Australia has some of the most comprehensive laws protecting cultural heritage; some states even have laws in place which recognize that aboriginal culture changes, and that the law must, in turn, adapt. In Africa, the Maasai Intellectual Property Initiative is currently trying to reclaim one of the world’s biggest—and most exploited—cultural brands. 

In the U.S., the Indian Arts and Crafts Act of 1990 prohibits companies from falsely marketing products as being Native American. The Navajo Nation alone has 86 individual trademarks, including ones that cover apparel and fashion, which is why it sued Urban Outfitters in 2011 when the fashion company released flasks, panties and other knick knacks bearing tribal prints and labeled them as Navajo. As of press time, the case was ongoing.
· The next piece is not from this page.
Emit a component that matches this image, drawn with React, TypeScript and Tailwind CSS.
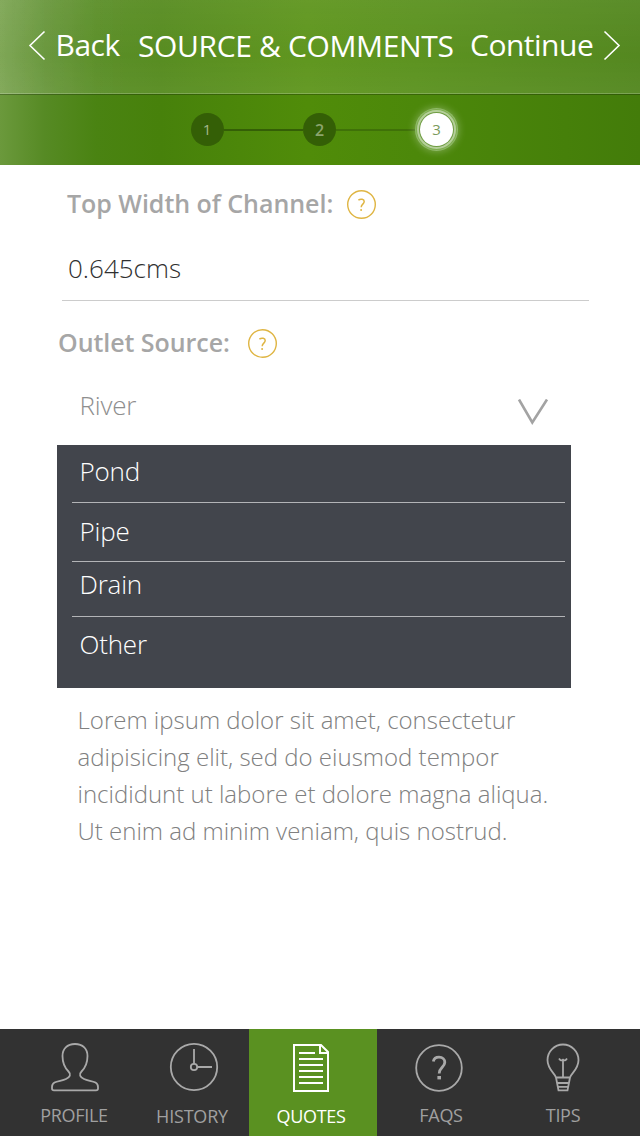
import type { ReactNode } from "react";

function Help() {
  return (
    <svg width="30" height="30" viewBox="0 0 30 30" fill="none" className="shrink-0">
      <circle cx="15.5" cy="15.5" r="13.8" stroke="#dfb543" strokeWidth="1.4" />
      <path d="M12.4 11.1C14.8 9.4 18.2 10.2 18.2 12.6C18.2 15 15.2 15.3 15.2 18.2" stroke="#dfb543" strokeWidth="1.5" />
      <circle cx="15.1" cy="20.9" r="1" fill="#dfb543" />
    </svg>
  );
}

function Tab({ label, className, children }: { label: string; className: string; children: ReactNode }) {
  return (
    <div className={`flex flex-col items-center text-lg leading-6 whitespace-nowrap ${className}`}>
      {children}
      <span>{label}</span>
    </div>
  );
}

const options = [
  { name: "Pond", row: "h-[57px] pb-[5px]" },
  { name: "Pipe", row: "h-[59px] pb-[2px] border-t" },
  { name: "Drain", row: "h-[55px] pb-[10px] border-t" },
  { name: "Other", row: "h-[72px] pb-[17px] border-t" },
];

export default function App() {
  return (
    <div className="flex h-[1136px] w-[640px] flex-col overflow-hidden bg-white font-['Open_Sans',sans-serif]">
      <header className="bg-[linear-gradient(90deg,#6b993c,#568a24_7%,#4a8312_15%,#47810b_25%,#508c09_48%,#4c880a_65%,#437c0a)]">
        <div className="flex h-[94px] items-center border-b border-white/20 bg-[linear-gradient(90deg,rgba(255,255,255,0.05),transparent_20%),linear-gradient(180deg,rgba(255,255,255,0.13),rgba(255,255,255,0.09)_60%,rgba(255,255,255,0.12))] pb-[1px] text-[30px] leading-none whitespace-nowrap text-white">
          <svg width="18" height="32" viewBox="0 0 18 32" fill="none" stroke="white" strokeWidth="1.6" className="ml-7">
            <path d="M16.5 1.5L2 15.5L16.5 29.5" />
          </svg>
          <span className="ml-[9.5px] w-[82.5px] pb-[2px] tracking-[-0.5px]">Back</span>
          <span className="w-[332px] tracking-[-0.36px]">SOURCE &amp; COMMENTS</span>
          <span className="w-[133px] pb-[2px] tracking-[-0.5px]">Continue</span>
          <svg width="18" height="32" viewBox="0 0 18 32" fill="none" stroke="white" strokeWidth="1.6">
            <path d="M1.5 1.5L16 15.5L1.5 29.5" />
          </svg>
        </div>
        <div className="flex h-[71px] items-center border-t border-black/25 pb-[1px] pl-[191px] text-[15px]">
          <div className="flex size-[33px] items-center justify-center rounded-full bg-[#345f06] pr-px text-[#a4b78d]">1</div>
          <div className="h-[2px] w-[79px] bg-[#345f06]" />
          <div className="flex size-[33px] items-center justify-center rounded-full bg-[#345f06] text-base font-semibold text-[#8ca46d]">2</div>
          <div className="h-[2px] w-[84px] bg-[#3f7108]" />
          <div className="flex size-[33px] items-center justify-center rounded-full bg-white text-[#7b9a5c] shadow-[0_0_0_1px_#6f9d42,0_0_0_3px_#b5cf9a,0_0_0_4px_#7fae50,0_0_0_5px_#8fb968,0_0_9px_5px_rgba(255,255,255,0.35)]">3</div>
        </div>
      </header>

      <main className="flex h-[864px] flex-col">
        <div className="mt-6 flex h-[30px] items-center pl-[67px]">
          <span className="w-[279px] pb-[2px] text-[25px] leading-[28px] font-semibold tracking-[-0.03px] whitespace-nowrap text-[#a6a6a6]">Top Width of Channel:</span>
          <Help />
        </div>
        <div className="ml-[62px] h-[82px] w-[527px] border-b border-[#cccccc] pt-[34px] pl-[6px] text-[26px] leading-[30px] font-light text-[#303030]">0.645cms</div>
        <div className="mt-[27px] flex h-[30px] items-center pl-[58px]">
          <span className="w-[189px] pb-[2px] text-[25px] leading-[28px] font-semibold tracking-[-0.05px] whitespace-nowrap text-[#a6a6a6]">Outlet Source:</span>
          <Help />
        </div>
        <div className="flex h-[87px] items-start justify-between pt-[32px] pr-[91px] pl-[79.5px]">
          <span className="text-[26px] leading-[30px] font-light tracking-[-0.2px] text-[#8e8e8e]">River</span>
          <svg width="32" height="26" viewBox="0 0 32 26" fill="none" stroke="#a3a3a3" strokeWidth="2.6" className="mt-[9px]">
            <path d="M2 0.5L15.3 23.5L30 0.5" />
          </svg>
        </div>
        <div className="ml-[57px] h-[243px] w-[514px] bg-[#42454c] pr-[6px] pl-[15px] text-[26px] font-light tracking-[-0.2px] text-white">
          {options.map((o) => (
            <div key={o.name} className={`flex items-center border-[#b3b4b7] pl-[7.5px] leading-[30px] ${o.row}`}>{o.name}</div>
          ))}
        </div>
        <p className="mt-[13px] ml-[77.5px] text-2xl leading-[37px] font-light whitespace-nowrap text-[#808080]">
          Lorem ipsum dolor sit amet, consectetur<br />
          adipisicing elit, sed do eiusmod tempor<br />
          incididunt ut labore et dolore magna aliqua.<br />
          Ut enim ad minim veniam, quis nostrud.
        </p>
      </main>

      <nav className="flex h-[107px] bg-[#323232] text-[#a0a0a0]">
        <Tab label="PROFILE" className="w-[148px] pt-[13px] tracking-[-0.3px]">
          <svg width="50" height="50" viewBox="0 0 50 50" fill="none" stroke="#a9a9a9" strokeWidth="1.8" className="mb-[11px] ml-[2px] shrink-0">
            <path d="M25 2C17 2 12.5 7 12.5 14C12.5 21 15 26 18.5 29.5C21.5 32.5 20 35 16 37C10.5 39.7 2 38.5 2 45V46.5Q2 48.4 4 48.4H46Q48 48.4 48 46.5V45C48 38.5 39.5 39.7 34 37C30 35 28.5 32.5 31.5 29.5C35 26 37.5 21 37.5 14C37.5 7 33 2 25 2Z" />
          </svg>
        </Tab>
        <Tab label="HISTORY" className="w-[88px] pt-[13px] tracking-[-0.2px]">
          <svg width="50" height="50" viewBox="0 0 50 50" fill="none" stroke="#a9a9a9" strokeWidth="1.8" className="mb-3 ml-[4px] shrink-0">
            <circle cx="25" cy="25" r="23.2" />
            <circle cx="25" cy="25" r="3.2" />
            <path d="M25 7V22M28 25H43" />
          </svg>
        </Tab>
        <Tab label="QUOTES" className="ml-[13px] w-[128px] bg-[#5a9121] pt-[14px] pr-1 tracking-[-0.3px] text-white">
          <svg width="38" height="50" viewBox="0 0 38 50" fill="none" stroke="white" strokeWidth="2" className="mb-[11px] shrink-0">
            <path d="M2 2H29L36 9V48H2ZM28 2V10H36M7 10H23M7 16H31M7 22H31M7 28H31M7 34H31M7 40H31" />
          </svg>
        </Tab>
        <Tab label="FAQS" className="w-[128px] pt-[14px] tracking-[-0.3px]">
          <svg width="50" height="50" viewBox="0 0 50 50" fill="none" stroke="#a9a9a9" strokeWidth="1.8" className="mr-[4px] mb-[10px] shrink-0">
            <circle cx="25" cy="25" r="22.8" />
            <path d="M19.3 18.5C20 15.4 22 14.2 25 14.2C28.7 14.2 30.8 16.4 30.8 19.3C30.8 24.3 25.2 24.5 25.2 30.5" strokeWidth="2.8" />
            <path d="M23.4 33h3.6v3.4h-3.6z" fill="#a9a9a9" stroke="none" />
          </svg>
        </Tab>
        <Tab label="TIPS" className="w-[116px] pt-[14px] tracking-[-0.3px]">
          <svg width="36" height="50" viewBox="0 0 36 50" fill="none" stroke="#a9a9a9" strokeWidth="1.8" className="mb-[10px] shrink-0">
            <path d="M13.5 47.3L11 34.5C10.3 30.8 2.5 26.5 2.5 17A15.5 15.5 0 0 1 33.5 17C33.5 26.5 25.7 30.8 25 34.5L22.5 47.3ZM11 34.5H25M12 40H24M12.6 43.8H23.4M18 34.5V18M14 15.5Q16 18.5 18 16.8Q20 18.5 22 15.5" />
          </svg>
        </Tab>
      </nav>
    </div>
  );
}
In Canada, there’s no overarching law that protects First Nations, Inuit and Métis cultural heritage; instead, it’s a mishmash of Canadian common law, provincial and territorial legislation, constitutional law and international law. Much of the legislation applies to heritage sites, archaeological artifacts and land claims; little deals with protecting traditional knowledge. And since many cultural objects, such as tools or garments, are collectively owned by members of that culture, they don’t fit neatly into intellectual property law—the protection of ideas “which have a commercial value similarly to a tangible asset,” according to the Canadian Intellectual Property Agency. 

That’s not to say aboriginal art is completely vulnerable. The Nuna Tag, for example, is the Nunavut government’s guarantee that a piece of art is produced  by an artist from the territory. It’s used in conjunction with the Igloo Tag, a similar initiative established in 1959, and administered by the federal government. But tags can only go so far.

With every case of misappropriation, social media and blogs erupt with pointed, informative and critical reactions (though admittedly, like anything on the Internet, some of the backlash can get violent and shrill). Often, bloggers will write open letters to the offender, explaining why their transgression was inappropriate. So far, that’s been the most effective line of defense.